Due dischi black metal per girare col carro armato

Non ne ho parlato l’anno scorso per mancanza di tempo, ma il debutto dei belgi OERHEKS intitolato Cagghenvinna è un più che apprezzabile disco di atmospheric black metal dal tono aggressivo, guerresco, folkeggiante e medievale. Un po’ in stile Ungfell, ma meno rifiniti. L’occasione per recuperare il tempo perduto me la offrono loro stessi pubblicando nel tardo febbraio un EP nuovo di zecca, dal titolo significativamente impronunciabile: Landschapsanachronismen. Il lavoro si articola in due brani molto lunghi – dodici minuti ciascuno – vari e complicati, con abbondanti intermezzi di stacchi acustici, voce in screaming classico sempre tenuta in sottofondo come si usa adesso, ottime trame, melodie appetitose, produzione acerba che spinge tanto sui bassi conferendo al tutto un’anima ruvida e grezza che valorizza i riff. Entrambi i loro dischi figurano come demo ma sono stati pubblicati dalla intraprendente etichetta tedesca Amor Fati in edizione limitata in vinile e cassetta, oppure li trovate su Bandcamp. Perché mai classificarli come demo allora lo sa solo il padreterno. C’è sempre più confusione in merito, noto.

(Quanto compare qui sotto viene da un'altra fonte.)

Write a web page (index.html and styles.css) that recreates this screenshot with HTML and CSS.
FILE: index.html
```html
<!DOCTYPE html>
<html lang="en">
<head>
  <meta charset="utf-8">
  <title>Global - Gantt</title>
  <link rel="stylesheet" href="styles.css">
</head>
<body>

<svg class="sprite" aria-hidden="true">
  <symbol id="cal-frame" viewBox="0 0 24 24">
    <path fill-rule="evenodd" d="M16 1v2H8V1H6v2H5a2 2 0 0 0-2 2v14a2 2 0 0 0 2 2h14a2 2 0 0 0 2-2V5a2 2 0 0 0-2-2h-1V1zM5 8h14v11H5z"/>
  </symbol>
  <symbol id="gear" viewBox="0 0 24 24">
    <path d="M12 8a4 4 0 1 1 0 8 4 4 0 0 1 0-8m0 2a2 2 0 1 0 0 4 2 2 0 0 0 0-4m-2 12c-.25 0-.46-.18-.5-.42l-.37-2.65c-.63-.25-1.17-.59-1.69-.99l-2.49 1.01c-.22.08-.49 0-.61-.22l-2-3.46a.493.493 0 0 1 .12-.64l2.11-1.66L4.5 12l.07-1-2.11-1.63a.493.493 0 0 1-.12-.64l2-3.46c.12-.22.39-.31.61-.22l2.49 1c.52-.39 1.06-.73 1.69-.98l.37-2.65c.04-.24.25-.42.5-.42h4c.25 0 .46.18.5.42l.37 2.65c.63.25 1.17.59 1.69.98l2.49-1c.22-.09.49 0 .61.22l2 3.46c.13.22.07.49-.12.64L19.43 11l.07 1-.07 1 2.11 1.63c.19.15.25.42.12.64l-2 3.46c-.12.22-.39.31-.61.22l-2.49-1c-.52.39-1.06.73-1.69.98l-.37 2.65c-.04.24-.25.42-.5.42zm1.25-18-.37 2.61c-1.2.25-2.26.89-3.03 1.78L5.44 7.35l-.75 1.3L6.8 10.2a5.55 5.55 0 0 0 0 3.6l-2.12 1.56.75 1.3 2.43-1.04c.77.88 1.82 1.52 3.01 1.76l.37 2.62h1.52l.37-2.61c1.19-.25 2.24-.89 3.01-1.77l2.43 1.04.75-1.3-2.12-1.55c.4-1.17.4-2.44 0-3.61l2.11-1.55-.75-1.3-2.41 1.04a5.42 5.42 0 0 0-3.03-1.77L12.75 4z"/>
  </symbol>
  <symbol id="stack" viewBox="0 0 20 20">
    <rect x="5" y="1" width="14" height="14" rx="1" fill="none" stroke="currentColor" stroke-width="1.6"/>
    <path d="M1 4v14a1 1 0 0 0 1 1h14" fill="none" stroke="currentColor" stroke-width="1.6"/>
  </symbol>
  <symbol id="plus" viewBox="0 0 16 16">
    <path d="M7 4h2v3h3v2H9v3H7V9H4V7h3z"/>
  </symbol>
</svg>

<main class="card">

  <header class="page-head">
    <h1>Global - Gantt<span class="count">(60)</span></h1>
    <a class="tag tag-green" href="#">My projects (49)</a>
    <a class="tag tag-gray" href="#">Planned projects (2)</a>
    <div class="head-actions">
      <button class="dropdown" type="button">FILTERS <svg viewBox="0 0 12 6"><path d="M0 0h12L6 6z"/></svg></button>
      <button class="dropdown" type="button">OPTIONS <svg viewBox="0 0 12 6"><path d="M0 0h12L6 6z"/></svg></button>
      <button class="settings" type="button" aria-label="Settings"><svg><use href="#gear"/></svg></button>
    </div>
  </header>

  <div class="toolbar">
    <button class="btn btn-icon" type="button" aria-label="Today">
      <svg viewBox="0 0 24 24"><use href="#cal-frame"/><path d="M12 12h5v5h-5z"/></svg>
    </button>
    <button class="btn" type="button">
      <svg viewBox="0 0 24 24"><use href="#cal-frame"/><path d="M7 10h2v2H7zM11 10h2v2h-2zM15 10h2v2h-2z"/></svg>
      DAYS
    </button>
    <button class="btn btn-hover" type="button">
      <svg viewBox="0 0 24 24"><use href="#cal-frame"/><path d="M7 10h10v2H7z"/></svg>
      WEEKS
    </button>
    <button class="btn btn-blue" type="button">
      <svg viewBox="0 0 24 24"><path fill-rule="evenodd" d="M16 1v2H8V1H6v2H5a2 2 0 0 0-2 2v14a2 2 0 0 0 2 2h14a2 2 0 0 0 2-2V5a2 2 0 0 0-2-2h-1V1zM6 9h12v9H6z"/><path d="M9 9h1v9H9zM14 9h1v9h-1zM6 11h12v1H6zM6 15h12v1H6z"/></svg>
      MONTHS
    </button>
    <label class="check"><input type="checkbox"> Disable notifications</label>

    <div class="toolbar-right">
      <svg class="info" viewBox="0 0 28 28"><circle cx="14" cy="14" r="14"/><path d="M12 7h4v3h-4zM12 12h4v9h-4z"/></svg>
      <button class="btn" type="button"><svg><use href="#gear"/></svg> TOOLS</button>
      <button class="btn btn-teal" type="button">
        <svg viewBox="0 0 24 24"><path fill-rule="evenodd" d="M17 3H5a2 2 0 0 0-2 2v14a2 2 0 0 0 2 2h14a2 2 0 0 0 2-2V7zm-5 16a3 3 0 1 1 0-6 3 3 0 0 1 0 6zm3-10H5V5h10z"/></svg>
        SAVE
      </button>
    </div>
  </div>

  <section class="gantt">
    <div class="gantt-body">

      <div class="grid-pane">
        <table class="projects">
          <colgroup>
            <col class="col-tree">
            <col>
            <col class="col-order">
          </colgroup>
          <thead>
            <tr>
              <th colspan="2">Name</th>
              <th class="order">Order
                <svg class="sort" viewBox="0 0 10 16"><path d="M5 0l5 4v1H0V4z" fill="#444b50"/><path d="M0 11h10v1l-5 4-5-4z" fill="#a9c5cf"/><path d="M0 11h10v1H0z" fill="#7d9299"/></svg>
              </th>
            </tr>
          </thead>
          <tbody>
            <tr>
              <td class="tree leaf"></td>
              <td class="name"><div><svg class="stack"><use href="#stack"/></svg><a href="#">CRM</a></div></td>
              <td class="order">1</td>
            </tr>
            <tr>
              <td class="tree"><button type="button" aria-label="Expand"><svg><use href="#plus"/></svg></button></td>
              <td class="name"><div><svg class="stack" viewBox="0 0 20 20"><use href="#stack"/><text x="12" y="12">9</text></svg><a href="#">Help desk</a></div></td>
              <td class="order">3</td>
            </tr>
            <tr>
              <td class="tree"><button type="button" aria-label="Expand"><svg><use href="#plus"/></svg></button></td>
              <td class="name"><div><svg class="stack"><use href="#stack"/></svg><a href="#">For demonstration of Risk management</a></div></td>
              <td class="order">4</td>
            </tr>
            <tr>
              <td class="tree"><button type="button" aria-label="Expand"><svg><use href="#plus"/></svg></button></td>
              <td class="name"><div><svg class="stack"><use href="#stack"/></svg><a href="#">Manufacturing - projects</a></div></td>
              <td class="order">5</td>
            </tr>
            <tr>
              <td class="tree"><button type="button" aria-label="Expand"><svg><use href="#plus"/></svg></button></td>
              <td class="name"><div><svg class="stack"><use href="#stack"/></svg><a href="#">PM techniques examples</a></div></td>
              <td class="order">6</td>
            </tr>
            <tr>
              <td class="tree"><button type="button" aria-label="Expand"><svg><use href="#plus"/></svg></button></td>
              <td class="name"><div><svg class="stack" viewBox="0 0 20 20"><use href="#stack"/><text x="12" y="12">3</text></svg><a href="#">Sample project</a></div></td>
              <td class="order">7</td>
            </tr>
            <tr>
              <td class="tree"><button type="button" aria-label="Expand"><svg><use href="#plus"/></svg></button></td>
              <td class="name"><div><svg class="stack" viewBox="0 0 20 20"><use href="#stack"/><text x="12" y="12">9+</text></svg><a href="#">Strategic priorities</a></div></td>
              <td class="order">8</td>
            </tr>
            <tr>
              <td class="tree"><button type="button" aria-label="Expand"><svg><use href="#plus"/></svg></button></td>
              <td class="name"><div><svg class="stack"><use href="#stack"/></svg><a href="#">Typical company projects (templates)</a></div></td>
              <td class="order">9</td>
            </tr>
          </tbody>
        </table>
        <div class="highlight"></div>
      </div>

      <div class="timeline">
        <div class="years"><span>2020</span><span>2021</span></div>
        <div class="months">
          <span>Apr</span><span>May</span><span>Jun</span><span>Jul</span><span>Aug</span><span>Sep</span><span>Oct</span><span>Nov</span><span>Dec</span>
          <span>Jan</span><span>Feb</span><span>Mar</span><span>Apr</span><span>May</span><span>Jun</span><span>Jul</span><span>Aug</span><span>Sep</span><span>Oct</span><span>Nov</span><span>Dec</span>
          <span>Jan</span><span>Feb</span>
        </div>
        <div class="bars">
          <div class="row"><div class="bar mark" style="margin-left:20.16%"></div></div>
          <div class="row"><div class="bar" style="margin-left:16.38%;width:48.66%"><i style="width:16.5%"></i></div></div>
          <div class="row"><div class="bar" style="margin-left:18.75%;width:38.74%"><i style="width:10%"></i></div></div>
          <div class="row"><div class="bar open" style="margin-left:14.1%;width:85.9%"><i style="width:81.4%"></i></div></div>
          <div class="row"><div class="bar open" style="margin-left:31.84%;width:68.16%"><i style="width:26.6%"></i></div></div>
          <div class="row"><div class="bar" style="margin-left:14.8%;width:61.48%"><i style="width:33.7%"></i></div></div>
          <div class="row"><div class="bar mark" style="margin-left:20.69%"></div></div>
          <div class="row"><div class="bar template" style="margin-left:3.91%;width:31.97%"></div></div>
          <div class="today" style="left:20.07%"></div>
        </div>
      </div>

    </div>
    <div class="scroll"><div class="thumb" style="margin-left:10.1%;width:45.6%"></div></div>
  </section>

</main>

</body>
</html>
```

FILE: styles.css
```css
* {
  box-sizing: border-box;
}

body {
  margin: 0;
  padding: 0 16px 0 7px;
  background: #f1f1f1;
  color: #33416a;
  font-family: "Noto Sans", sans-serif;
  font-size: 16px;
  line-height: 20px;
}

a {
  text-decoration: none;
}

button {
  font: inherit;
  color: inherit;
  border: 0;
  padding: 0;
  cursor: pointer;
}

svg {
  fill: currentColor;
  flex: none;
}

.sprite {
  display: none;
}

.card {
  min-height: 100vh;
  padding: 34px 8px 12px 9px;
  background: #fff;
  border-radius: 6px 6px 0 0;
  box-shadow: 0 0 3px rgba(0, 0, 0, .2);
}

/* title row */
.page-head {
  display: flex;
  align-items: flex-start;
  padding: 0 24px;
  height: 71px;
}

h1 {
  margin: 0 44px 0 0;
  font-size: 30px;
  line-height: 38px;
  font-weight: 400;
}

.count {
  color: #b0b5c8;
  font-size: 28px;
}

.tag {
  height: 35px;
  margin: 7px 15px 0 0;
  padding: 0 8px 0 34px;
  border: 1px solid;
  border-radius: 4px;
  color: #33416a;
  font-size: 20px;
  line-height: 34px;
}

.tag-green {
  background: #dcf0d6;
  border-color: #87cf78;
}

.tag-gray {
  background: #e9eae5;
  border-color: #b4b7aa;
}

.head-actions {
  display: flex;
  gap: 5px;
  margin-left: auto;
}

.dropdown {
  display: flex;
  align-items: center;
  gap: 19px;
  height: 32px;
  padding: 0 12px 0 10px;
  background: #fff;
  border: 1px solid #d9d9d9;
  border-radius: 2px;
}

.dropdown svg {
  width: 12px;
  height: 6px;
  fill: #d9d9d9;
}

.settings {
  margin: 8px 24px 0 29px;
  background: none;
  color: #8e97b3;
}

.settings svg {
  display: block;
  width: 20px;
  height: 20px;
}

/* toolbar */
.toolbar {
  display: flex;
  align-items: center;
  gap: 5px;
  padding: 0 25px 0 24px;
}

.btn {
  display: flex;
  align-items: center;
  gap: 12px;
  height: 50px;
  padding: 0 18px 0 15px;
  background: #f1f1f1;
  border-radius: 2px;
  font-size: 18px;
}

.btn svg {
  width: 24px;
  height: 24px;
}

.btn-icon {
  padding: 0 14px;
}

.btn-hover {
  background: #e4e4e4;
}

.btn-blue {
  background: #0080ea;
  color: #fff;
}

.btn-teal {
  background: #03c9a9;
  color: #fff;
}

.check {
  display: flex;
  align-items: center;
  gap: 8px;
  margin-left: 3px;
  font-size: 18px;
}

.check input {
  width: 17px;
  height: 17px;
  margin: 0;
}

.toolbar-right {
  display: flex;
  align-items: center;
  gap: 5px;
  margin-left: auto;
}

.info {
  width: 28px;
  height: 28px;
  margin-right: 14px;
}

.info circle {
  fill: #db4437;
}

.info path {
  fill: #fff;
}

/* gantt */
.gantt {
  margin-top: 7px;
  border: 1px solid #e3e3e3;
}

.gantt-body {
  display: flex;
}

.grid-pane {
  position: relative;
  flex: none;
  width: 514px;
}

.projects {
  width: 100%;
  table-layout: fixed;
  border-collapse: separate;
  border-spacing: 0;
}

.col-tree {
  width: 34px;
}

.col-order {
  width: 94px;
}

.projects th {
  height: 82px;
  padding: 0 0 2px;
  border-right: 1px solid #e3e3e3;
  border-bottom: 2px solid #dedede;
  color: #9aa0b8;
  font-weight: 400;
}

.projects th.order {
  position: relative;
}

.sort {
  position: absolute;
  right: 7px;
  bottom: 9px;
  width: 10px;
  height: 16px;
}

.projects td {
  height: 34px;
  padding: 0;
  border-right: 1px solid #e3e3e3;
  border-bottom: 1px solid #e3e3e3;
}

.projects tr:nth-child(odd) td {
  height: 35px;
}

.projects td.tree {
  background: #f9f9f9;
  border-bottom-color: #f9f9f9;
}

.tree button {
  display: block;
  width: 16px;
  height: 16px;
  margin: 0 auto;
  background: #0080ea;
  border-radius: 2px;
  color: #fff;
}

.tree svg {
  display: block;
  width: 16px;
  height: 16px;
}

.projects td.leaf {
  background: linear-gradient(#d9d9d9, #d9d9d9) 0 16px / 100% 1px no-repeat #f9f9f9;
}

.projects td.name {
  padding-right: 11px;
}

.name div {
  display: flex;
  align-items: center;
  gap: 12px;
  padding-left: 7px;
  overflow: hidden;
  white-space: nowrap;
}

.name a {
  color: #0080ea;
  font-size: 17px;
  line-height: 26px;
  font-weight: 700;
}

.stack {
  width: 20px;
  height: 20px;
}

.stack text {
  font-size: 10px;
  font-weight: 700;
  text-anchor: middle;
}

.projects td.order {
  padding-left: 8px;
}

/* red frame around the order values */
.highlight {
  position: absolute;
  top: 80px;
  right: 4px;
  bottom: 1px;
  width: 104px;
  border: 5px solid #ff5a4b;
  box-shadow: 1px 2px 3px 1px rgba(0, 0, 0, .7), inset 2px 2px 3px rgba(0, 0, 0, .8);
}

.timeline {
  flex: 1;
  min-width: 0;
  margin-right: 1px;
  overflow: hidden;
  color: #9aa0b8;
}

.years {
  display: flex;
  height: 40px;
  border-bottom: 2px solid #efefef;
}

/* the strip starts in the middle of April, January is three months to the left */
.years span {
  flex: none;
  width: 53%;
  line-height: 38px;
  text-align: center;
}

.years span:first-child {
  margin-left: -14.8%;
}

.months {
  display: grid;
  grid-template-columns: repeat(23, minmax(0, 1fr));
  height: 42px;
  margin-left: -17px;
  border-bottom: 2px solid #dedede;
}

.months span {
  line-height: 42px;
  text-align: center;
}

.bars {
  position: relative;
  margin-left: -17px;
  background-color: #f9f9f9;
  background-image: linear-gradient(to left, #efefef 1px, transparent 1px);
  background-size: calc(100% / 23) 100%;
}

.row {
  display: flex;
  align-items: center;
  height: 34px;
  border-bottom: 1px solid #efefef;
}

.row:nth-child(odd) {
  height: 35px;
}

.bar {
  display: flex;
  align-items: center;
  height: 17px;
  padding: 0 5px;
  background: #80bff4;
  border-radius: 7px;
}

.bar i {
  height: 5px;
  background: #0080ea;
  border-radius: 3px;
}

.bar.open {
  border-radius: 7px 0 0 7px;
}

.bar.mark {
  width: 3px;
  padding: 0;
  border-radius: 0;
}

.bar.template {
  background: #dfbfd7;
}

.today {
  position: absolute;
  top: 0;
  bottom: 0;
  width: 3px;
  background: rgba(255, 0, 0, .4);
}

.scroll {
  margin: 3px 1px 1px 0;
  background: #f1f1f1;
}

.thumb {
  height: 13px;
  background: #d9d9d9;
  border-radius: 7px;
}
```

Anche dei FELDGRAU non sono riuscito a scrivere in tempo, e il loro EP d’esordio Feuers Uns Sturm è del dicembre 2021. Sono tedeschi, suonano war black metal ma anche no, insomma, più o meno. A parte il cantante che abbaia, o per meglio dire latra versi di puro odio per i nemici nelle trincee della Prima Guerra Mondiale, la musica è molto più thrasheggiante che scaraventata alle velocità folli e caciarone che ci aspetteremmo da un progetto war black metal canonico. Sembrano la versione riveduta, corretta ed ammodernata degli americani At War, ve li ricordate? Non penso, è affare per vegliardi come me: fecero uscire due dischi per New Renaissance records a metà/fine anni ’80 ed erano divisivi già allora, c’era chi li adorava (io tra loro) e chi li schifava per la loro attitudine guerrafondaia ostentata con fierezza e spacconeria. Sono passati 35 anni, non invano, e i Feldgrau riprendono quanto fatto dagli At War e lo velocizzano, a tratti ma non sempre, perché, per una gran parte della durata dell’EP sopracitato e del nuovo disco appena uscito Im Stahlgewitten, si ha un fortissimo senso di deja-vu, una rintronante impressione di stare ascoltando nuovamente speed/thrash anni ’80, con i riffoni, gli assoli, gli overdub più melodici, la sezione ritmica spaccaossa che farebbe battere il tempo con il piede anche a un moribondo.

Nel nuovo disco ci sono dieci brani, se c’includete anche i 4 dell’EP fanno 14 in totale per un’oretta di musica tirata quanto basta, grintosa, nervosa, energica a sufficienza da solleticare l’idea di cosa potrebbe succedere nel pit casomai ‘sti tizi decidessero di suonare dal vivo. Io (con 10/15 anni in meno) penso che ne uscirei coperto di lividi, esausto e divertito come un bambino al luna park proprio come i miei compagni di pogo. Questo disco è una bella legnata, spacca sul serio, non ignoratelo perché vi perdereste qualcosa di ragguardevole. In versione fisica esiste in poche copie in cassetta per Narbentage productions.

One comment

  • Sto ascoltando i Feldgrau perché la copertina era troppo bella per non farlo e così a naso mi ispiravano. Il black negli ultimi anni tende ad annoiarmi, soprattutto se parliamo di quello classico di scuola scandinava, questo invece mi è piaciuto per la vena thrash pestona di cui parli che rende tutto più godibile senza rinunciare all’ignoranza. Molto belli anche i suoni, piuttosto grassi per il tipo di proposta. Ti ringrazio della segnalazione, era quello che ci voleva!